Prison officials plan to inject Scott Dozier, 47, with a lethal drug cocktail. If he is killed Wednesday, he will be the first inmate executed in Nevada since 2006.

Wayne Cameron, executive director of the White Pine Chamber of Commerce, said many people are unaware of Wednesday’s planned execution. Ely’s local media have not reported heavily on the case, Cameron and Van Camp said.

“It’s not been pushed in our faces every day, every day, every day, like it would be, maybe, in a bigger town,” said Karen Livingston, who owns a local radio station.

Some in the town are worried that news reports on the execution may hurt Ely’s image, Cameron said. The presence of reporters remained at a minimum Tuesday, but Dozier’s case has drawn media coverage across the state.

Van Camp said she hopes her city is not only known for news of Dozier.

Ely, in White Pine County, has about 4,200 residents and draws visitors as a stop along U.S. Route 50, billed as “America’s Loneliest Road.” The city boasts dark night skies, a railroad museum and close proximity to Nevada’s only national park, Great Basin. It’s the type of place where hunting and fishing licenses can be purchased at a casino.

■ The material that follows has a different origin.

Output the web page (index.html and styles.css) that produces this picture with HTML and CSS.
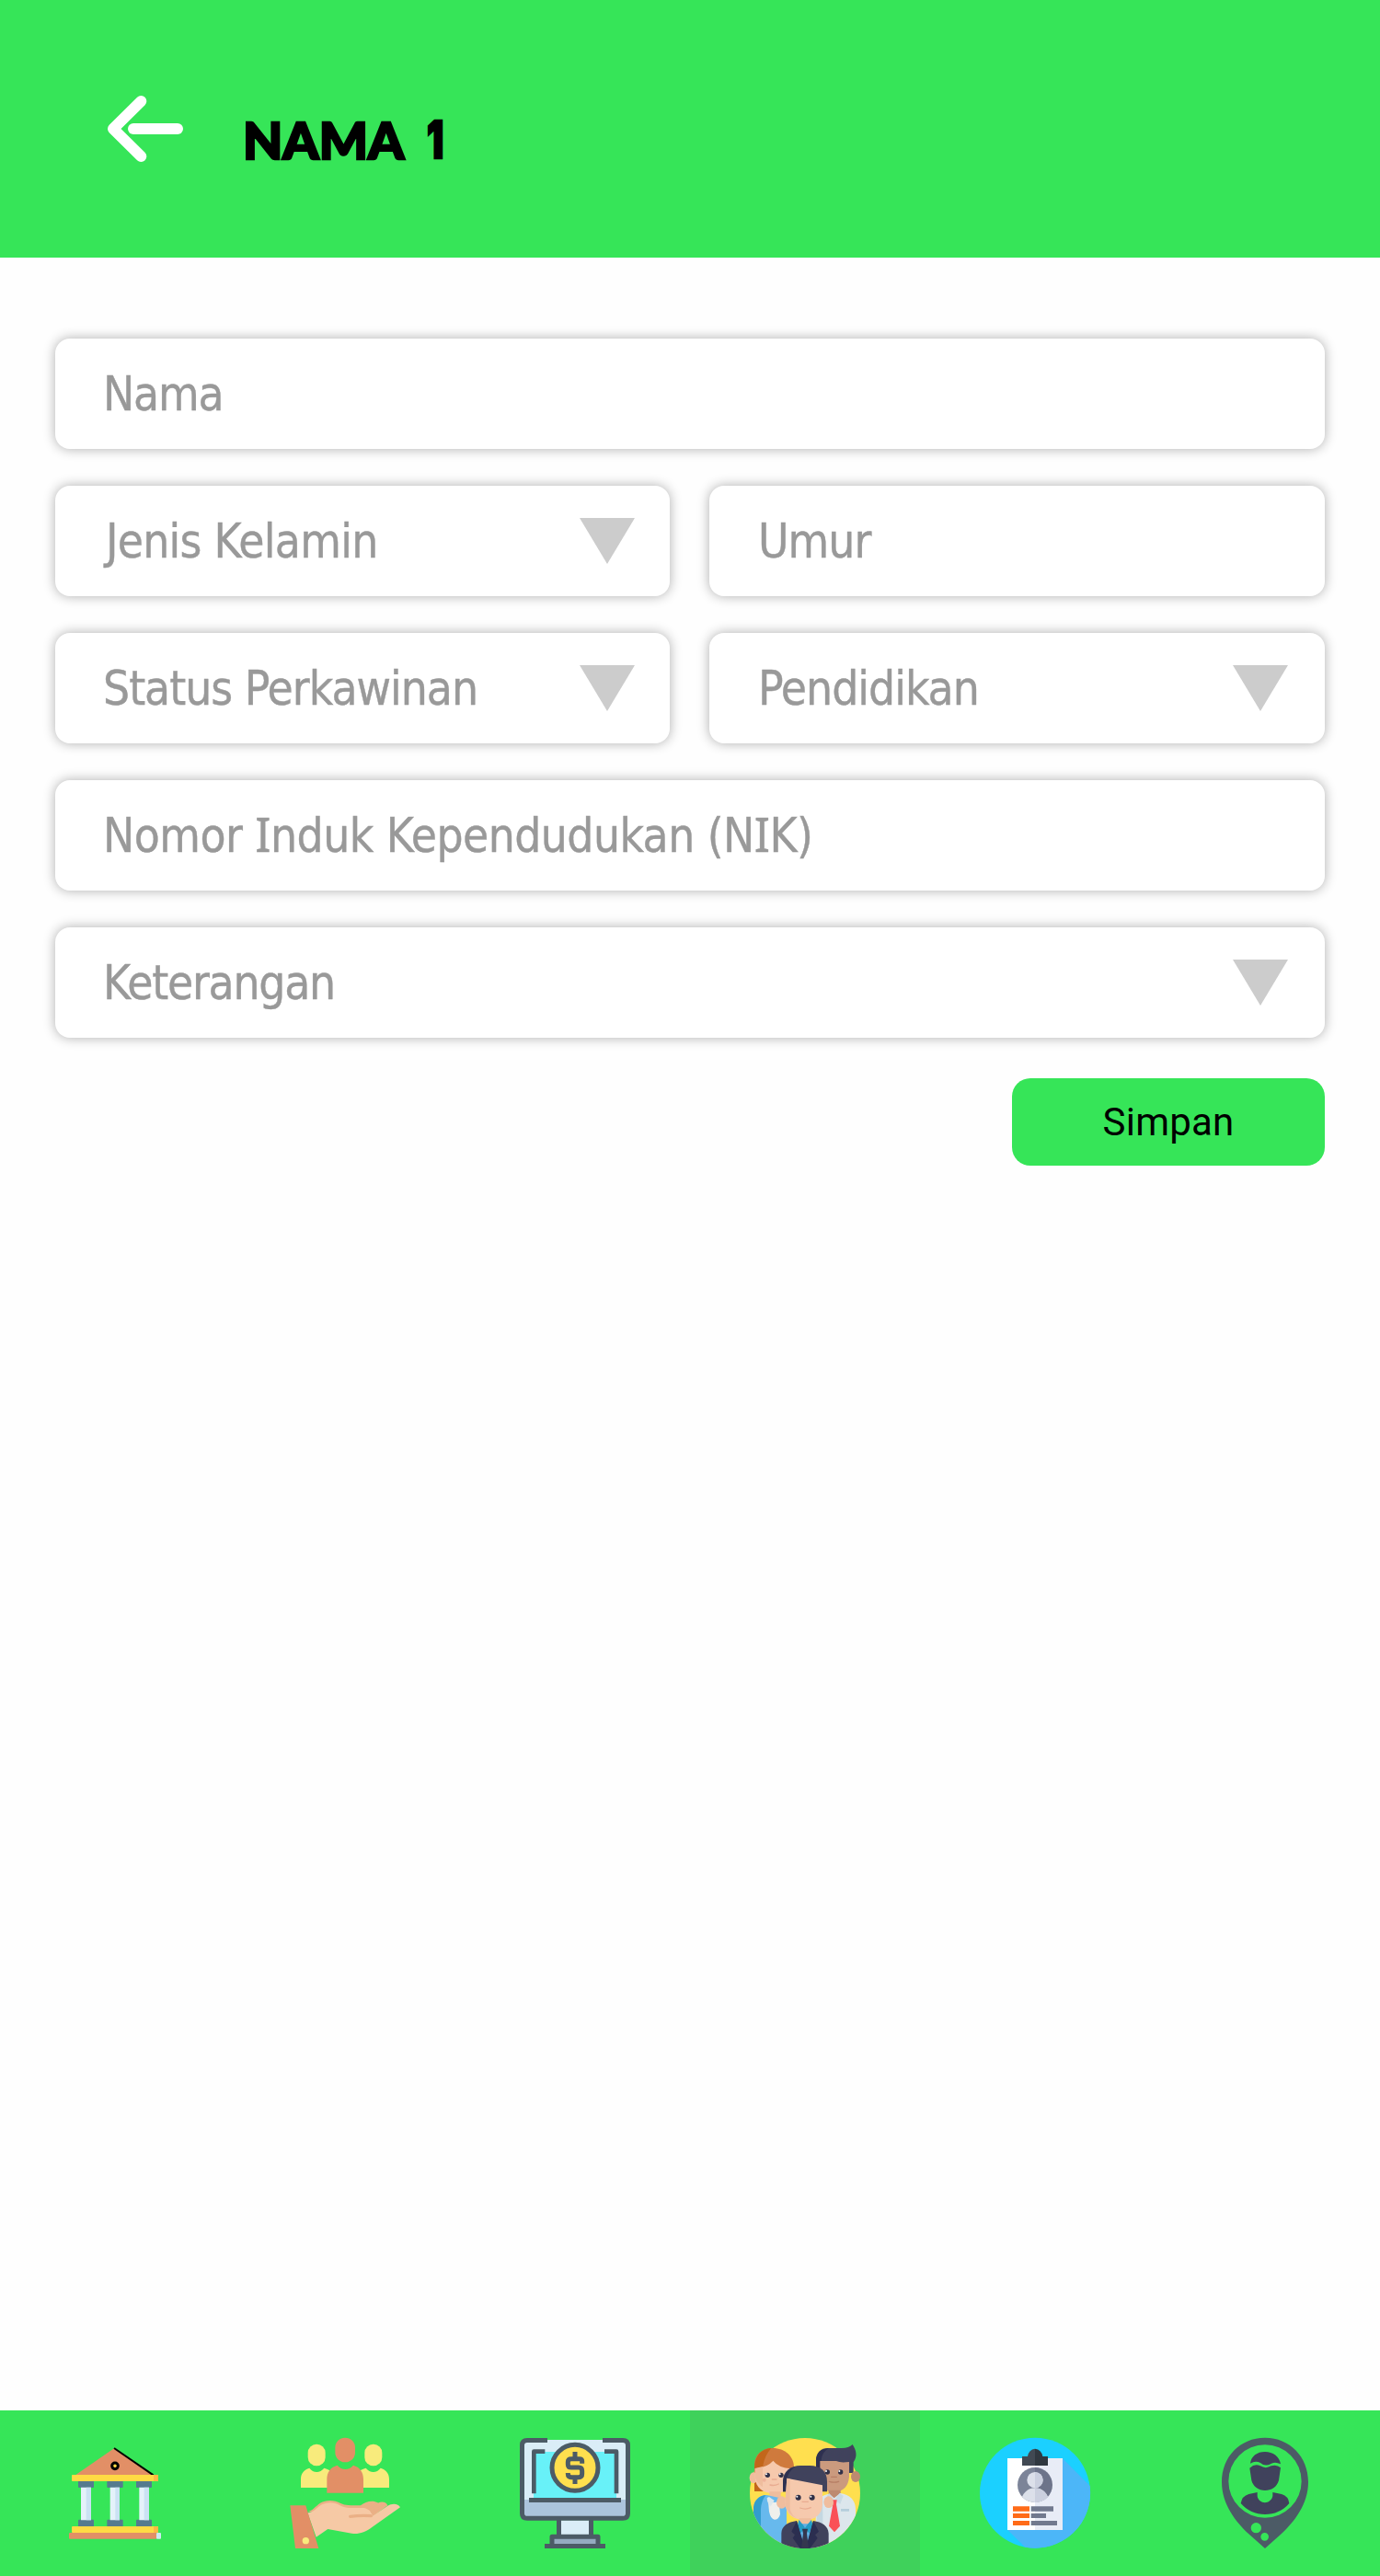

It’s also home to Nevada’s maximum security prison, which opened in 1989. The facility is the second-largest employer in the city, with about 10 percent of the population working at the prison. Mining is still the largest employer for residents, but those jobs have come and gone over the years, Van Camp said.

“The prison is one entity that’s here to stay,” she said. “I guess you can say crime pays, and you know, it does employ.”

Barbara Jirak worked at Ely State Prison for 25 years, running the inmate commissary, and now volunteers at the White Pine Public Museum on the city’s main drag.

People may not be paying much attention to the execution, Jirak said, because the prison is nearly 15 miles from town.

“It is not a visual reminder on a daily basis that we have a maximum security prison in the vicinity,” she said.

Jirak and Cameron said they support officials moving forward with the execution, despite a drug manufacturer suing Nevada and others on Tuesday in an effort to stop it.

“(Dozier) is still capable of speaking for himself, and he has spoken,” Jirak said. “So let him have what he has requested.”